Kalyn Free is an American attorney, former political candidate, and a tribal citizen of the Choctaw Nation of Oklahoma.

Early legal and political career
Free was born in Red Oak, Oklahoma. Free is a graduate of Red Oak High School, Southeastern Oklahoma State University and the University of Oklahoma College of Law. After she graduated from law school, she began her legal career with the United States Department of Justice. At the time of her employment, she was the youngest attorney ever hired by the Department of Justice. At the Department of Justice, Free prosecuted federal environmental laws across the country with a special emphasis on tribal lands and even became the first Native American to serve as a supervising attorney in the department. 

In 1998, she ran for and became the first woman and the first Native American ever to be elected District Attorney in Pittsburg and Haskell counties of Oklahoma. During her administration, she focused her efforts on fighting for women, children, and crime victim's rights.

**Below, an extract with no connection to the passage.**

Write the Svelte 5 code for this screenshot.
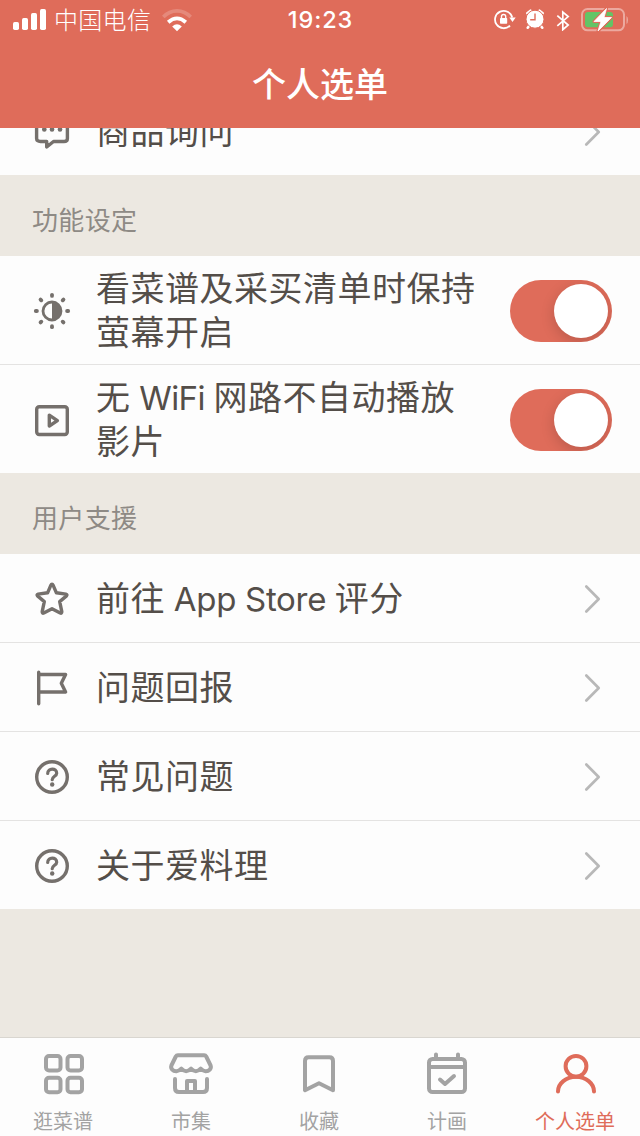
<script>
  const settings = [
    { icon: 'sun', title: '看菜谱及采买清单时保持萤幕开启', parts: [['看菜谱及采买清单时保持'], ['萤幕开启']] },
    { icon: 'play', title: '无 WiFi 网路不自动播放影片', parts: [['无 ', 'WiFi', ' 网路不自动播放'], ['影片']] }
  ];
  const support = [
    { icon: 'star', parts: ['前往 ', 'App Store', ' 评分'] },
    { icon: 'flag', parts: ['问题回报'] },
    { icon: 'help', parts: ['常见问题'] },
    { icon: 'help', parts: ['关于爱料理'] }
  ];
  const tabs = [
    { icon: 'grid', label: '逛菜谱' },
    { icon: 'shop', label: '市集' },
    { icon: 'bookmark', label: '收藏' },
    { icon: 'calendar', label: '计画' },
    { icon: 'person', label: '个人选单', active: true }
  ];
  const rays = [0, 45, 90, 135, 180, 225, 270, 315];
  let enabled = $state([true, true]);
</script>

{#snippet mixed(parts)}{#each parts as part, i}{#if i === 1}<span class="latin" class:tight={part === 'WiFi'}>{part}</span>{:else}{part}{/if}{/each}{/snippet}

{#snippet rowIcon(name)}
  <svg class="row-icon" viewBox="0 0 40 40">
    {#if name === 'chat'}
      <path d="M8 6.500H32Q35.400 6.500 35.400 9.500V26.500Q35.400 29.500 32 29.500H21.500L14.700 35V29.500H8.500Q4.600 29.500 4.600 26.500V9.500Q4.600 6.500 8 6.500Z" />
      <g class="solid"><circle cx="12.300" cy="17.500" r="2.300" /><circle cx="20" cy="17.500" r="2.300" /><circle cx="28" cy="17.500" r="2.300" /></g>
    {:else if name === 'sun'}
      <circle cx="20" cy="20" r="9" stroke-width="2.800" />
      <path class="solid" d="M20 11A9 9 0 0 1 20 29Z" />
      {#each rays as angle}
        <path d="M20 3.800V4.900" stroke-width="3.800" transform="rotate({angle} 20 20)" />
      {/each}
    {:else if name === 'play'}
      <rect x="4.700" y="6.700" width="30.600" height="27.800" rx="2.500" />
      <path d="M17.300 15.200V26L25.400 20.600Z" />
    {:else if name === 'star'}
      <path d="M20 5.200Q20.700 5.200 21.100 6.100L24.400 13.800L33.900 15.100Q35.600 15.600 34.500 16.900L27.700 22.600L29.800 32.700Q29.900 34.700 28.200 34L20 29.700L11.800 34Q10.100 34.700 10.200 32.700L12.300 22.600L5.500 16.900Q4.400 15.600 6.100 15.100L15.600 13.800L18.900 6.100Q19.300 5.200 20 5.200Z" />
    {:else if name === 'flag'}
      <path d="M6.700 4.300V35.700M6.700 6.500H33.600L29.300 15.200L33.600 24H6.700" />
    {:else}
      <circle cx="20" cy="20" r="15.300" />
      <path d="M15.700 16.500C15.700 10.700 24.700 10.700 24.700 16.200C24.700 19.300 20.200 19.300 20.200 22.700" stroke-width="3.200" />
      <circle class="solid" cx="20.200" cy="27.500" r="2.200" />
    {/if}
  </svg>
{/snippet}

{#snippet chevron()}
  <svg class="chevron" viewBox="0 0 20 30"><path d="M3.300 2.500L15.700 15L3.300 27.500" /></svg>
{/snippet}

<div class="screen">
  <header>
    <div class="status">
      <div class="carrier">
        <svg width="34" height="24" viewBox="0 0 34 24" fill="#fff">
          <rect y="14" width="6" height="8" rx="1.700" /><rect x="9" y="10" width="6" height="12" rx="1.700" />
          <rect x="18" y="5" width="6" height="17" rx="1.700" /><rect x="27" y="1" width="6" height="21" rx="1.700" />
        </svg>
        <span>中国电信</span>
        <svg width="30" height="24" viewBox="0 0 30 24" fill="none" stroke="#fff">
          <path d="M1.300 9C9 .8 21 .8 28.700 9" stroke-width="3.600" opacity=".2" />
          <path d="M6.200 14.200Q15 6.600 23.800 14.200" stroke-width="3.800" />
          <path d="M10.200 18.400Q15 14 19.800 18.400L15 23.200Z" fill="#fff" stroke="none" />
        </svg>
      </div>
      <time>19:23</time>
      <div class="indicators">
        <svg width="22" height="22" viewBox="0 0 22 22" fill="none" stroke="#fff" stroke-width="1.800">
          <path d="M18.200 9.500A8.700 8.700 0 1 0 16 17.600" />
          <path d="M15.300 9.500H21.700L18.500 14Z" fill="#fff" stroke="none" />
          <rect x="6" y="10" width="7.200" height="5.700" rx=".7" fill="#fff" stroke="none" />
          <path d="M7.500 10.500V8.600C7.500 5.800 11.700 5.800 11.700 8.600V10.500" stroke-width="1.400" />
        </svg>
        <svg class="alarm" width="20" height="22" viewBox="0 0 20 22">
          <path d="M2.300 5.200L5.500 2.700M17.700 5.200L14.500 2.700M4.500 17.500L2.700 19.700M15.500 17.500L17.300 19.700" stroke="#fff" stroke-width="2.600" stroke-linecap="round" />
          <circle cx="10" cy="11.200" r="9" fill="#fff" stroke="#df6c5a" stroke-width="1" />
          <path d="M10 5.500V11.800H5.200" fill="none" stroke="#df6c5a" stroke-width="1.400" />
        </svg>
        <svg class="bluetooth" width="14" height="22" viewBox="0 0 14 22" fill="none" stroke="#fff" stroke-width="1.700">
          <path d="M1.300 6.700L12.200 16L6.800 20.700V3L12.200 7.600L1.300 16.800" />
        </svg>
        <svg class="battery" width="48" height="26" viewBox="0 0 48 26">
          <rect x="2" y="3" width="42" height="21.300" rx="5.500" fill="none" stroke="#fff" stroke-opacity=".42" stroke-width="2" />
          <path d="M46.500 10V18Q48 17 48 14Q48 11 46.500 10Z" fill="#fff" opacity=".42" />
          <rect x="5" y="6" width="28" height="15.300" rx="3" fill="#63c466" />
          <path d="M26.500 2.500L14 15.500H21L18 25L31.500 11.500H24Z" fill="#fff" stroke="#df6c5a" stroke-width="3" stroke-linejoin="round" />
          <path d="M26.500 2.500L14 15.500H21L18 25L31.500 11.500H24Z" fill="#fff" stroke="#fff" stroke-width=".8" />
        </svg>
      </div>
    </div>
    <h1>个人选单</h1>
  </header>

  <main>
    <div class="row first">{@render rowIcon('chat')}<span class="label">商品询问</span>{@render chevron()}</div>
    <h2>功能设定</h2>
    {#each settings as item, i}
      <div class="row setting">
        {@render rowIcon(item.icon)}
        <span class="label">{@render mixed(item.parts[0])}<br />{@render mixed(item.parts[1])}</span>
        <button class="switch" class:on={enabled[i]} aria-label={item.title} onclick={() => (enabled[i] = !enabled[i])}><span class="thumb"></span></button>
      </div>
    {/each}
    <h2>用户支援</h2>
    {#each support as item}
      <div class="row">{@render rowIcon(item.icon)}<span class="label">{@render mixed(item.parts)}</span>{@render chevron()}</div>
    {/each}
  </main>

  <nav>
    {#each tabs as tab}
      <div class="tab" class:active={tab.active}>
        <svg width="48" height="48" viewBox="0 0 48 48">
          {#if tab.icon === 'grid'}
            <rect x="6" y="6" width="14.500" height="14.500" rx="3" /><rect x="27.500" y="6" width="14.500" height="14.500" rx="3" />
            <rect x="6" y="27.700" width="14.500" height="14.500" rx="3" /><rect x="27.500" y="27.700" width="14.500" height="14.500" rx="3" />
          {:else if tab.icon === 'shop'}
            <g transform="translate(-1 0)">
              <path d="M10.800 5.300H37.300Q38.500 5.300 39.200 6.500L43.600 15.500C44.700 18.500 42 21.500 38.500 21.300C36.500 21.200 35 20 33.700 18.700C30.500 22.200 27.200 22.200 24 18.700C20.800 22.200 17.500 22.200 14.300 18.700C13 20 11.500 21.200 9.500 21.300C6 21.500 3.300 18.500 4.400 15.500L8.800 6.500Q9.500 5.300 10.800 5.300Z" />
              <path d="M8 29V38Q8 42 12 42H36Q40 42 40 38V29M20 42V31H28V42" />
            </g>
          {:else if tab.icon === 'bookmark'}
            <path d="M9 40.200V11Q9 7.300 12.500 7.300H33.500Q37 7.300 37 11V40.200L23 33.200Z" />
          {:else if tab.icon === 'calendar'}
            <g transform="translate(-1 0)">
              <rect x="6" y="9" width="36" height="33" rx="3.500" />
              <path d="M6 17H42M13 4.500V8M35 4.500V8M17 29.500L22 34L31 26" />
            </g>
          {:else}
            <circle cx="24" cy="16.300" r="10.400" /><path d="M6 41.500A18 14.700 0 0 1 42 41.500" />
          {/if}
        </svg>
        <span>{tab.label}</span>
      </div>
    {/each}
  </nav>
</div>

<style>
  :global(body) { margin: 0; }
  .screen {
    width: 640px; height: 1136px; display: flex; flex-direction: column; overflow: hidden;
    background: #ece8e1; color: #544e49; font-family: Inter, "Noto Sans CJK SC", sans-serif;
  }
  header { height: 128px; flex: none; background: #df6c5a; color: #fff; z-index: 1; }
  .status { display: grid; grid-template-columns: 1fr 80px 1fr; grid-template-rows: 40px; height: 40px; align-items: center; }
  .carrier { display: flex; align-items: center; padding-left: 13px; font-size: 24px; line-height: 38px; height: 38px; font-weight: 300; }
  .carrier span { margin: 0 9px 0 7px; padding-top: 2px; height: 38px; width: 99px; letter-spacing: .3px; white-space: nowrap; }
  time { text-align: center; font-size: 23.5px; font-weight: 500; letter-spacing: 0.9px; line-height: 40px; padding-left: 1px; }
  .indicators { display: flex; align-items: center; justify-content: flex-end; height: 38px; padding: 0 12px 2px 0; }
  .alarm { margin-left: 9px; }
  .bluetooth { margin: 2px 0 0 11px; }
  .battery { margin-left: 10px; }
  h1 { margin: 0; height: 88px; line-height: 88px; text-align: center; font-size: 34px; font-weight: 500; padding-top: 1px; box-sizing: border-box; }
  main { flex: 1; min-height: 0; overflow: hidden; }
  .row {
    height: 89px; box-sizing: border-box; display: flex; align-items: center; padding: 1px 37px 0 32px;
    background: #fdfdfd; border-bottom: 1px solid #e4e3e2;
  }
  .row .label { padding-top: 1px; }
  .first { margin-top: -42px; padding-top: 3px; }
  .row.first .label { padding: 0 0 1px; }
  .row:has(+ h2), .row:last-child { border-bottom: 0; height: 88px; }
  .row.first { height: 89px; }
  .row.setting { height: 109px; padding: 2px 28px 0 32px; }
  .row.setting:has(+ h2) { height: 108px; }
  .row.setting .label { padding: 0 0 1px; }
  .row-icon {
    width: 40px; height: 40px; flex: none; fill: none; stroke: #75706c; stroke-width: 3.4;
    stroke-linecap: round; stroke-linejoin: round;
  }
  .solid { fill: #75706c; stroke: none; }
  .label { flex: 1; margin-left: 24px; font-size: 34px; line-height: 44px; letter-spacing: .5px; word-spacing: -1.3px; white-space: nowrap; }
  .latin { font-size: 33px; letter-spacing: -.3px; word-spacing: 0; }
  .tight { letter-spacing: -.6px; }
  .chevron { width: 20px; height: 30px; fill: none; stroke: #b8b8b8; stroke-width: 2.7; stroke-linecap: round; stroke-linejoin: round; }
  h2 { margin: 0; padding-left: 32px; height: 81px; line-height: 91px; font-size: 26px; font-weight: 400; letter-spacing: .35px; color: #8e8a85; }
  h2 + .row:not(.setting) { padding-top: 1px; }
  .switch { width: 102px; height: 62px; padding: 4px; border: 0; border-radius: 31px; background: #d8d5d0; display: flex; overflow: hidden; }
  .switch.on { background: #df6c5a; justify-content: flex-end; }
  .thumb { width: 54px; height: 54px; border-radius: 50%; background: #fff; box-shadow: 0 4px 14px #0000002b; }
  nav { height: 99px; box-sizing: border-box; flex: none; display: grid; grid-template-columns: repeat(5, 1fr); background: #fdfdfd; border-top: 1px solid #d9d6d0; }
  .tab { display: flex; flex-direction: column; align-items: center; padding-top: 12px; color: #a3a3a3; }
  .tab.active { color: #df6c5a; }
  .tab svg { fill: none; stroke: currentColor; stroke-width: 4; stroke-linecap: round; stroke-linejoin: round; flex: none; }
  .tab span { font-size: 20px; line-height: 26px; margin-top: 11px; margin-right: 2px; white-space: nowrap; }
</style>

In 2004, she was a candidate for the Democratic nomination for the open House seat in the 2nd Congressional District, with the support of Emily's List, the Sierra Club, and 21st Century Democrats.  She lost the nomination to the eventual general election winner, Congressman Dan Boren. Following her 2004 bid for Congress, Free was fined approximately $10,000 by the Federal Election Commission for making excessive salary payments to Free.

Recent work
In 2005, Free established a political action committee devoted to electing Native American progressive candidates at the local and state level, INDN's List  (Indigenous Native Democratic Network).  The NDN list closed in 2010.

Throughout 2011 Free worked as the attorney and senior adviser of Bill John Baker's campaign for Principal Chief of the Cherokee Nation against the incumbent Chief, Chad "Corn-tassel" Smith. Free again served as senior advisor on Baker's successful re-election in June 2015. Currently, Free represents Baker as his Special Counsel.

Free is the author of "Why? Rising to the Challenge" in Voices of the Heartland where she describes her career and struggles as a Native American.

Personal life
Free has been married to Steve Bruner since 2009.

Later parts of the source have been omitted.